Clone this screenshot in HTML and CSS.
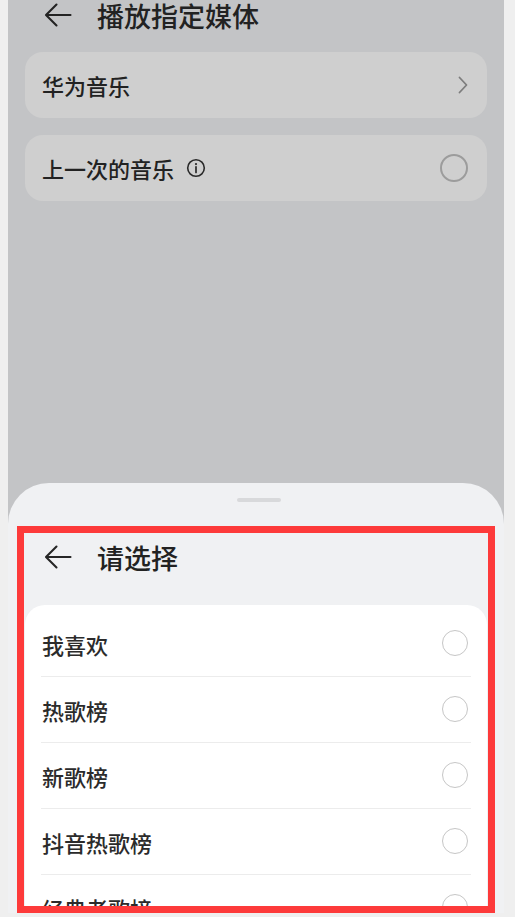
FILE: index.html
```html
<!DOCTYPE html>
<html lang="zh-CN">
<head>
<meta charset="utf-8">
<title>播放指定媒体</title>
<link rel="stylesheet" href="styles.css">
</head>
<body>
<div class="frame">
  <div class="dim">
    <div class="header top-header">
      <svg class="back" viewBox="0 0 28 26" width="28" height="26"><path d="M26.5 13H2.5M12.5 2.5L2 13L12.5 23.5" fill="none" stroke="#232323" stroke-width="2.1" stroke-linecap="round" stroke-linejoin="round"/></svg>
      <span class="title">播放指定媒体</span>
    </div>
    <div class="dim-card first">
      <span class="label">华为音乐</span>
      <svg class="chevron" viewBox="0 0 10 18" width="10" height="18"><path d="M1.5 1.5L8.5 9L1.5 16.5" fill="none" stroke="#7d7d7d" stroke-width="1.8" stroke-linecap="round" stroke-linejoin="round"/></svg>
    </div>
    <div class="dim-card second">
      <span class="label">上一次的音乐</span>
      <svg class="info" viewBox="0 0 20 20" width="20" height="20"><circle cx="10" cy="10" r="8.3" fill="none" stroke="#2a2a2a" stroke-width="1.6"/><circle cx="10" cy="6.1" r="1.1" fill="#2a2a2a"/><path d="M10 8.8V14.4" stroke="#2a2a2a" stroke-width="1.7" stroke-linecap="round"/></svg>
      <span class="spacer"></span>
      <span class="radio dim-radio"></span>
    </div>
  </div>
  <div class="sheet">
    <div class="handle"></div>
    <div class="header sheet-header">
      <svg class="back" viewBox="0 0 28 26" width="28" height="26"><path d="M26.5 13H2.5M12.5 2.5L2 13L12.5 23.5" fill="none" stroke="#262626" stroke-width="2.1" stroke-linecap="round" stroke-linejoin="round"/></svg>
      <span class="title">请选择</span>
    </div>
    <div class="list">
      <div class="row"><span class="item">我喜欢</span><span class="radio"></span></div>
      <div class="row"><span class="item">热歌榜</span><span class="radio"></span></div>
      <div class="row"><span class="item">新歌榜</span><span class="radio"></span></div>
      <div class="row"><span class="item">抖音热歌榜</span><span class="radio"></span></div>
      <div class="row"><span class="item">经典老歌榜</span><span class="radio"></span></div>
    </div>
  </div>
  <div class="annotation"></div>
</div>
</body>
</html>
```

FILE: styles.css
```css
html, body {
  margin: 0;
  padding: 0;
  background: #efefef;
}

body {
  width: 515px;
  height: 917px;
  overflow: hidden;
  font-family: "Noto Sans CJK SC", "Noto Sans", sans-serif;
}

.frame {
  position: relative;
  margin-left: 8px;
  width: 496px;
  height: 913px;
  background: #c3c4c6;
  overflow: hidden;
  display: flex;
  flex-direction: column;
}

.dim {
  flex: none;
}

.header {
  display: flex;
  align-items: center;
  padding-left: 36px;
}

.back {
  display: block;
  flex: none;
}

.title {
  margin-left: 25px;
  font-size: 27px;
  line-height: 1;
  font-weight: 500;
  color: #222;
}

.top-header {
  height: 30px;
}

.dim-card {
  margin: 0 17px;
  height: 66px;
  border-radius: 18px;
  background: #cfcfcf;
  display: flex;
  align-items: center;
  padding: 0 19px 0 17px;
}

.dim-card.first {
  margin-top: 22px;
  justify-content: space-between;
}

.dim-card.second {
  margin-top: 17px;
}

.label {
  font-size: 22px;
  line-height: 1;
  font-weight: 500;
  color: #222;
}

.chevron {
  display: block;
}

.info {
  display: block;
  margin-left: 12px;
}

.spacer {
  flex: 1;
}

.radio {
  flex: none;
  width: 24px;
  height: 24px;
  border-radius: 50%;
  border: 1.8px solid #c6c6c6;
}

.dim-radio {
  border-color: #9c9c9c;
  border-width: 2px;
}

.sheet {
  flex: none;
  margin-top: auto;
  height: 430px;
  background: #f0f1f3;
  border-radius: 41px 41px 0 0;
  display: flex;
  flex-direction: column;
  padding-top: 15px;
  box-sizing: border-box;
  overflow: hidden;
}

.sheet > * {
  flex-shrink: 0;
}

.handle {
  align-self: center;
  width: 44px;
  height: 4px;
  border-radius: 2px;
  background: #d8d9db;
  margin-left: 6px;
}

.sheet-header {
  margin-top: 27px;
  height: 56px;
}

.list {
  margin: 20px 17px 0;
  background: #fff;
  border-radius: 20px;
  padding-top: 6px;
}

.row {
  margin: 0 16px;
  height: 66px;
  display: flex;
  align-items: center;
  justify-content: space-between;
  border-bottom: 1px solid #ececec;
  box-sizing: border-box;
  padding-right: 3px;
}

.row .radio {
  margin-top: -1px;
}

.item {
  font-size: 22px;
  line-height: 1;
  font-weight: 500;
  color: #2b2b2b;
  padding-left: 1px;
}

.annotation {
  position: absolute;
  left: 9px;
  top: 526px;
  width: 478px;
  height: 387px;
  border: 7px solid #fd3a3a;
  box-sizing: border-box;
  pointer-events: none;
}
```
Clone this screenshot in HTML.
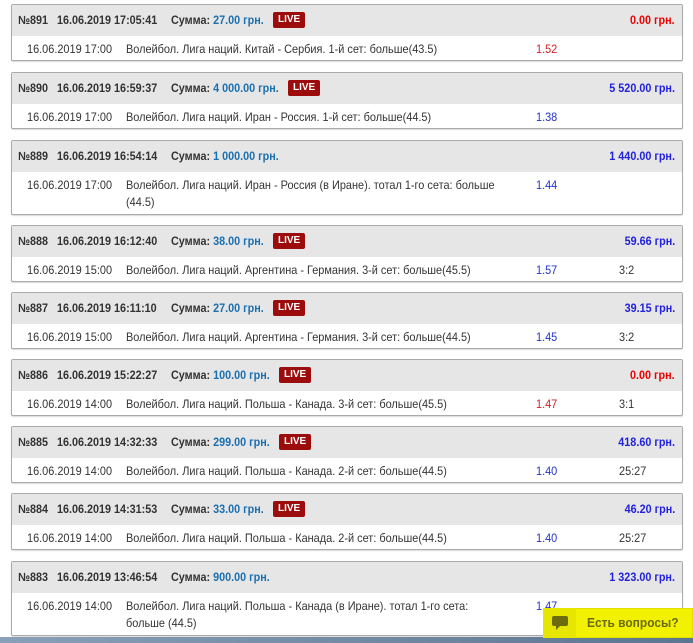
● ● ● ● ●
What needs to be done —
Retype the listing exactly. Pictures do not belong in the copy.

Task output —
Clone this screenshot in HTML and CSS.
FILE: index.html
```html
<!DOCTYPE html>
<html lang="zh-CN">
<head>
<meta charset="utf-8">
<title>播放指定媒体</title>
<link rel="stylesheet" href="styles.css">
</head>
<body>
<div class="frame">
  <div class="dim">
    <div class="header top-header">
      <svg class="back" viewBox="0 0 28 26" width="28" height="26"><path d="M26.5 13H2.5M12.5 2.5L2 13L12.5 23.5" fill="none" stroke="#232323" stroke-width="2.1" stroke-linecap="round" stroke-linejoin="round"/></svg>
      <span class="title">播放指定媒体</span>
    </div>
    <div class="dim-card first">
      <span class="label">华为音乐</span>
      <svg class="chevron" viewBox="0 0 10 18" width="10" height="18"><path d="M1.5 1.5L8.5 9L1.5 16.5" fill="none" stroke="#7d7d7d" stroke-width="1.8" stroke-linecap="round" stroke-linejoin="round"/></svg>
    </div>
    <div class="dim-card second">
      <span class="label">上一次的音乐</span>
      <svg class="info" viewBox="0 0 20 20" width="20" height="20"><circle cx="10" cy="10" r="8.3" fill="none" stroke="#2a2a2a" stroke-width="1.6"/><circle cx="10" cy="6.1" r="1.1" fill="#2a2a2a"/><path d="M10 8.8V14.4" stroke="#2a2a2a" stroke-width="1.7" stroke-linecap="round"/></svg>
      <span class="spacer"></span>
      <span class="radio dim-radio"></span>
    </div>
  </div>
  <div class="sheet">
    <div class="handle"></div>
    <div class="header sheet-header">
      <svg class="back" viewBox="0 0 28 26" width="28" height="26"><path d="M26.5 13H2.5M12.5 2.5L2 13L12.5 23.5" fill="none" stroke="#262626" stroke-width="2.1" stroke-linecap="round" stroke-linejoin="round"/></svg>
      <span class="title">请选择</span>
    </div>
    <div class="list">
      <div class="row"><span class="item">我喜欢</span><span class="radio"></span></div>
      <div class="row"><span class="item">热歌榜</span><span class="radio"></span></div>
      <div class="row"><span class="item">新歌榜</span><span class="radio"></span></div>
      <div class="row"><span class="item">抖音热歌榜</span><span class="radio"></span></div>
      <div class="row"><span class="item">经典老歌榜</span><span class="radio"></span></div>
    </div>
  </div>
  <div class="annotation"></div>
</div>
</body>
</html>
```

FILE: styles.css
```css
html, body {
  margin: 0;
  padding: 0;
  background: #efefef;
}

body {
  width: 515px;
  height: 917px;
  overflow: hidden;
  font-family: "Noto Sans CJK SC", "Noto Sans", sans-serif;
}

.frame {
  position: relative;
  margin-left: 8px;
  width: 496px;
  height: 913px;
  background: #c3c4c6;
  overflow: hidden;
  display: flex;
  flex-direction: column;
}

.dim {
  flex: none;
}

.header {
  display: flex;
  align-items: center;
  padding-left: 36px;
}

.back {
  display: block;
  flex: none;
}

.title {
  margin-left: 25px;
  font-size: 27px;
  line-height: 1;
  font-weight: 500;
  color: #222;
}

.top-header {
  height: 30px;
}

.dim-card {
  margin: 0 17px;
  height: 66px;
  border-radius: 18px;
  background: #cfcfcf;
  display: flex;
  align-items: center;
  padding: 0 19px 0 17px;
}

.dim-card.first {
  margin-top: 22px;
  justify-content: space-between;
}

.dim-card.second {
  margin-top: 17px;
}

.label {
  font-size: 22px;
  line-height: 1;
  font-weight: 500;
  color: #222;
}

.chevron {
  display: block;
}

.info {
  display: block;
  margin-left: 12px;
}

.spacer {
  flex: 1;
}

.radio {
  flex: none;
  width: 24px;
  height: 24px;
  border-radius: 50%;
  border: 1.8px solid #c6c6c6;
}

.dim-radio {
  border-color: #9c9c9c;
  border-width: 2px;
}

.sheet {
  flex: none;
  margin-top: auto;
  height: 430px;
  background: #f0f1f3;
  border-radius: 41px 41px 0 0;
  display: flex;
  flex-direction: column;
  padding-top: 15px;
  box-sizing: border-box;
  overflow: hidden;
}

.sheet > * {
  flex-shrink: 0;
}

.handle {
  align-self: center;
  width: 44px;
  height: 4px;
  border-radius: 2px;
  background: #d8d9db;
  margin-left: 6px;
}

.sheet-header {
  margin-top: 27px;
  height: 56px;
}

.list {
  margin: 20px 17px 0;
  background: #fff;
  border-radius: 20px;
  padding-top: 6px;
}

.row {
  margin: 0 16px;
  height: 66px;
  display: flex;
  align-items: center;
  justify-content: space-between;
  border-bottom: 1px solid #ececec;
  box-sizing: border-box;
  padding-right: 3px;
}

.row .radio {
  margin-top: -1px;
}

.item {
  font-size: 22px;
  line-height: 1;
  font-weight: 500;
  color: #2b2b2b;
  padding-left: 1px;
}

.annotation {
  position: absolute;
  left: 9px;
  top: 526px;
  width: 478px;
  height: 387px;
  border: 7px solid #fd3a3a;
  box-sizing: border-box;
  pointer-events: none;
}
```
Clone this screenshot in HTML.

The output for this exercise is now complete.